## Required task
Write out the material exactly. Do not include the pictures.

## Information supplied
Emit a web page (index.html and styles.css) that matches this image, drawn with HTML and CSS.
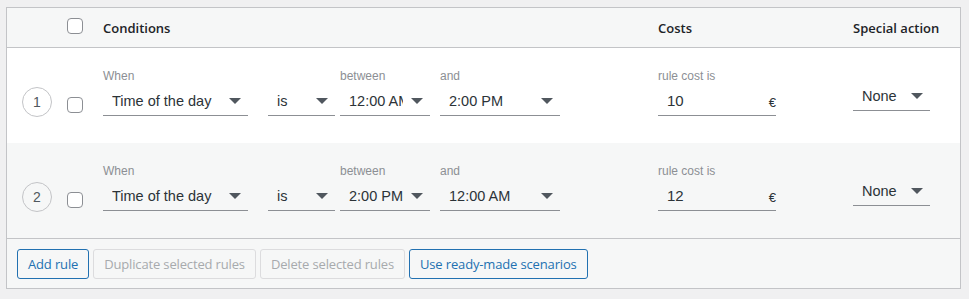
FILE: index.html
```html
<!DOCTYPE html>
<html lang="en">
<head>
    <meta charset="UTF-8">
    <title>Shipping rules</title>
    <link rel="stylesheet" href="styles.css">
</head>
<body>
  <!-- Rules table -->
  <div class="rules-table">
    <div class="rules-head">
      <div class="col-num"></div>
      <div class="col-check"><span class="checkbox"></span></div>
      <div class="col-conditions">Conditions</div>
      <div class="col-costs">Costs</div>
      <div class="col-special">Special action</div>
    </div>

    <div class="rule-row">
      <div class="col-num"><span class="rule-num">1</span></div>
      <div class="col-check"><span class="checkbox"></span></div>
      <div class="col-conditions">
        <div class="field field-when">
          <span class="field-label">When</span>
          <div class="select"><span class="select-text">Time of the day</span><span class="arrow"></span></div>
        </div>
        <div class="field field-is">
          <span class="field-label"></span>
          <div class="select"><span class="select-text">is</span><span class="arrow"></span></div>
        </div>
        <div class="field field-between">
          <span class="field-label">between</span>
          <div class="select"><span class="select-text">12:00 AM</span><span class="arrow"></span></div>
        </div>
        <div class="field field-and">
          <span class="field-label">and</span>
          <div class="select"><span class="select-text">2:00 PM</span><span class="arrow"></span></div>
        </div>
      </div>
      <div class="col-costs">
        <div class="field field-cost">
          <span class="field-label">rule cost is</span>
          <div class="cost-input"><span class="cost-value">10</span><span class="currency">€</span></div>
        </div>
      </div>
      <div class="col-special">
        <div class="select select-special"><span class="select-text">None</span><span class="arrow"></span></div>
      </div>
    </div>

    <div class="rule-row alt">
      <div class="col-num"><span class="rule-num">2</span></div>
      <div class="col-check"><span class="checkbox"></span></div>
      <div class="col-conditions">
        <div class="field field-when">
          <span class="field-label">When</span>
          <div class="select"><span class="select-text">Time of the day</span><span class="arrow"></span></div>
        </div>
        <div class="field field-is">
          <span class="field-label"></span>
          <div class="select"><span class="select-text">is</span><span class="arrow"></span></div>
        </div>
        <div class="field field-between">
          <span class="field-label">between</span>
          <div class="select"><span class="select-text">2:00 PM</span><span class="arrow"></span></div>
        </div>
        <div class="field field-and">
          <span class="field-label">and</span>
          <div class="select"><span class="select-text">12:00 AM</span><span class="arrow"></span></div>
        </div>
      </div>
      <div class="col-costs">
        <div class="field field-cost">
          <span class="field-label">rule cost is</span>
          <div class="cost-input"><span class="cost-value">12</span><span class="currency">€</span></div>
        </div>
      </div>
      <div class="col-special">
        <div class="select select-special"><span class="select-text">None</span><span class="arrow"></span></div>
      </div>
    </div>

    <div class="rules-foot">
      <button class="btn">Add rule</button>
      <button class="btn" disabled>Duplicate selected rules</button>
      <button class="btn" disabled>Delete selected rules</button>
      <button class="btn">Use ready-made scenarios</button>
    </div>
  </div>
</body>
</html>
```

FILE: styles.css
```css
* {
  box-sizing: border-box;
  margin: 0;
  padding: 0;
}

body {
  background-color: #f0f0f1;
  padding: 7px 8px 0 6px;
  font-family: "Liberation Sans", Arial, sans-serif;
  color: #1d2327;
}

.rules-table {
  border: 1px solid #c3c4c7;
  background-color: #fff;
}

/* Columns */

.col-num {
  width: 60px;
  flex-shrink: 0;
}

.col-check {
  width: 36px;
  flex-shrink: 0;
}

.col-conditions {
  flex: 1;
  display: flex;
}

.col-costs {
  width: 195px;
  flex-shrink: 0;
}

.col-special {
  width: 107px;
  flex-shrink: 0;
}

/* Header */

.rules-head {
  display: flex;
  align-items: center;
  height: 40px;
  background-color: #f6f7f7;
  border-bottom: 1px solid #c3c4c7;
  font-family: "Open Sans", sans-serif;
  font-size: 13px;
  font-weight: 600;
}

.rules-head .checkbox {
  margin-top: -3px;
}

.checkbox {
  display: block;
  width: 16px;
  height: 16px;
  border: 1px solid #8c8f94;
  border-radius: 4px;
  background-color: #fff;
}

/* Rows */

.rule-row {
  display: flex;
  align-items: flex-start;
  height: 95px;
  padding-top: 20px;
}

.rule-row.alt {
  background-color: #f6f7f7;
}

.rule-num {
  display: flex;
  align-items: center;
  justify-content: center;
  width: 30px;
  height: 30px;
  margin: 19px 0 0 15px;
  border: 1px solid #c3c4c7;
  border-radius: 50%;
  font-size: 14px;
  color: #50575e;
}

.rule-row .checkbox {
  margin-top: 29px;
}

.field {
  display: flex;
  flex-direction: column;
}

.field-label {
  display: block;
  height: 18px;
  line-height: 16px;
  font-size: 12px;
  color: #8c8f94;
}

.field-when { width: 145px; margin-right: 20px; }
.field-is { width: 67px; margin-right: 5px; }
.field-between { width: 90px; margin-right: 10px; }
.field-and { width: 120px; }
.field-cost { width: 118px; }

/* Select look-alike */

.select {
  display: flex;
  align-items: center;
  height: 30px;
  padding: 0 7px 0 9px;
  border-bottom: 1px solid #8c8f94;
  font-size: 14.5px;
  color: #2c3338;
}

.select-text {
  flex: 1;
  min-width: 0;
  overflow: hidden;
  white-space: nowrap;
}

.arrow {
  flex-shrink: 0;
  width: 0;
  height: 0;
  margin-left: 8px;
  border-left: 6px solid transparent;
  border-right: 6px solid transparent;
  border-top: 6px solid #50575e;
}

.select-special {
  width: 77px;
  margin-top: 13px;
}

.cost-input {
  display: flex;
  align-items: center;
  height: 30px;
  padding-left: 9px;
  border-bottom: 1px solid #8c8f94;
  font-size: 15px;
  color: #2c3338;
}

.cost-value {
  flex: 1;
}

.currency {
  font-size: 13px;
  padding-top: 3px;
}

/* Footer buttons */

.rules-foot {
  display: flex;
  gap: 4px;
  padding: 10px 10px 9px;
  background-color: #f6f7f7;
  border-top: 1px solid #c3c4c7;
}

.btn {
  height: 30px;
  padding: 0 10px;
  font-family: "Open Sans", sans-serif;
  font-size: 13px;
  letter-spacing: -0.15px;
  color: #2271b1;
  background-color: #f6f7f7;
  border: 1px solid #2271b1;
  border-radius: 3px;
  cursor: pointer;
}

.btn:disabled {
  color: #a7aaad;
  border-color: #dcdcde;
  cursor: default;
}
```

## Output
Emit a web page (index.html and styles.css) that matches this image, drawn with HTML and CSS.
FILE: index.html
```html
<!DOCTYPE html>
<html lang="en">
<head>
    <meta charset="UTF-8">
    <title>Shipping rules</title>
    <link rel="stylesheet" href="styles.css">
</head>
<body>
  <!-- Rules table -->
  <div class="rules-table">
    <div class="rules-head">
      <div class="col-num"></div>
      <div class="col-check"><span class="checkbox"></span></div>
      <div class="col-conditions">Conditions</div>
      <div class="col-costs">Costs</div>
      <div class="col-special">Special action</div>
    </div>

    <div class="rule-row">
      <div class="col-num"><span class="rule-num">1</span></div>
      <div class="col-check"><span class="checkbox"></span></div>
      <div class="col-conditions">
        <div class="field field-when">
          <span class="field-label">When</span>
          <div class="select"><span class="select-text">Time of the day</span><span class="arrow"></span></div>
        </div>
        <div class="field field-is">
          <span class="field-label"></span>
          <div class="select"><span class="select-text">is</span><span class="arrow"></span></div>
        </div>
        <div class="field field-between">
          <span class="field-label">between</span>
          <div class="select"><span class="select-text">12:00 AM</span><span class="arrow"></span></div>
        </div>
        <div class="field field-and">
          <span class="field-label">and</span>
          <div class="select"><span class="select-text">2:00 PM</span><span class="arrow"></span></div>
        </div>
      </div>
      <div class="col-costs">
        <div class="field field-cost">
          <span class="field-label">rule cost is</span>
          <div class="cost-input"><span class="cost-value">10</span><span class="currency">€</span></div>
        </div>
      </div>
      <div class="col-special">
        <div class="select select-special"><span class="select-text">None</span><span class="arrow"></span></div>
      </div>
    </div>

    <div class="rule-row alt">
      <div class="col-num"><span class="rule-num">2</span></div>
      <div class="col-check"><span class="checkbox"></span></div>
      <div class="col-conditions">
        <div class="field field-when">
          <span class="field-label">When</span>
          <div class="select"><span class="select-text">Time of the day</span><span class="arrow"></span></div>
        </div>
        <div class="field field-is">
          <span class="field-label"></span>
          <div class="select"><span class="select-text">is</span><span class="arrow"></span></div>
        </div>
        <div class="field field-between">
          <span class="field-label">between</span>
          <div class="select"><span class="select-text">2:00 PM</span><span class="arrow"></span></div>
        </div>
        <div class="field field-and">
          <span class="field-label">and</span>
          <div class="select"><span class="select-text">12:00 AM</span><span class="arrow"></span></div>
        </div>
      </div>
      <div class="col-costs">
        <div class="field field-cost">
          <span class="field-label">rule cost is</span>
          <div class="cost-input"><span class="cost-value">12</span><span class="currency">€</span></div>
        </div>
      </div>
      <div class="col-special">
        <div class="select select-special"><span class="select-text">None</span><span class="arrow"></span></div>
      </div>
    </div>

    <div class="rules-foot">
      <button class="btn">Add rule</button>
      <button class="btn" disabled>Duplicate selected rules</button>
      <button class="btn" disabled>Delete selected rules</button>
      <button class="btn">Use ready-made scenarios</button>
    </div>
  </div>
</body>
</html>
```

FILE: styles.css
```css
* {
  box-sizing: border-box;
  margin: 0;
  padding: 0;
}

body {
  background-color: #f0f0f1;
  padding: 7px 8px 0 6px;
  font-family: "Liberation Sans", Arial, sans-serif;
  color: #1d2327;
}

.rules-table {
  border: 1px solid #c3c4c7;
  background-color: #fff;
}

/* Columns */

.col-num {
  width: 60px;
  flex-shrink: 0;
}

.col-check {
  width: 36px;
  flex-shrink: 0;
}

.col-conditions {
  flex: 1;
  display: flex;
}

.col-costs {
  width: 195px;
  flex-shrink: 0;
}

.col-special {
  width: 107px;
  flex-shrink: 0;
}

/* Header */

.rules-head {
  display: flex;
  align-items: center;
  height: 40px;
  background-color: #f6f7f7;
  border-bottom: 1px solid #c3c4c7;
  font-family: "Open Sans", sans-serif;
  font-size: 13px;
  font-weight: 600;
}

.rules-head .checkbox {
  margin-top: -3px;
}

.checkbox {
  display: block;
  width: 16px;
  height: 16px;
  border: 1px solid #8c8f94;
  border-radius: 4px;
  background-color: #fff;
}

/* Rows */

.rule-row {
  display: flex;
  align-items: flex-start;
  height: 95px;
  padding-top: 20px;
}

.rule-row.alt {
  background-color: #f6f7f7;
}

.rule-num {
  display: flex;
  align-items: center;
  justify-content: center;
  width: 30px;
  height: 30px;
  margin: 19px 0 0 15px;
  border: 1px solid #c3c4c7;
  border-radius: 50%;
  font-size: 14px;
  color: #50575e;
}

.rule-row .checkbox {
  margin-top: 29px;
}

.field {
  display: flex;
  flex-direction: column;
}

.field-label {
  display: block;
  height: 18px;
  line-height: 16px;
  font-size: 12px;
  color: #8c8f94;
}

.field-when { width: 145px; margin-right: 20px; }
.field-is { width: 67px; margin-right: 5px; }
.field-between { width: 90px; margin-right: 10px; }
.field-and { width: 120px; }
.field-cost { width: 118px; }

/* Select look-alike */

.select {
  display: flex;
  align-items: center;
  height: 30px;
  padding: 0 7px 0 9px;
  border-bottom: 1px solid #8c8f94;
  font-size: 14.5px;
  color: #2c3338;
}

.select-text {
  flex: 1;
  min-width: 0;
  overflow: hidden;
  white-space: nowrap;
}

.arrow {
  flex-shrink: 0;
  width: 0;
  height: 0;
  margin-left: 8px;
  border-left: 6px solid transparent;
  border-right: 6px solid transparent;
  border-top: 6px solid #50575e;
}

.select-special {
  width: 77px;
  margin-top: 13px;
}

.cost-input {
  display: flex;
  align-items: center;
  height: 30px;
  padding-left: 9px;
  border-bottom: 1px solid #8c8f94;
  font-size: 15px;
  color: #2c3338;
}

.cost-value {
  flex: 1;
}

.currency {
  font-size: 13px;
  padding-top: 3px;
}

/* Footer buttons */

.rules-foot {
  display: flex;
  gap: 4px;
  padding: 10px 10px 9px;
  background-color: #f6f7f7;
  border-top: 1px solid #c3c4c7;
}

.btn {
  height: 30px;
  padding: 0 10px;
  font-family: "Open Sans", sans-serif;
  font-size: 13px;
  letter-spacing: -0.15px;
  color: #2271b1;
  background-color: #f6f7f7;
  border: 1px solid #2271b1;
  border-radius: 3px;
  cursor: pointer;
}

.btn:disabled {
  color: #a7aaad;
  border-color: #dcdcde;
  cursor: default;
}
```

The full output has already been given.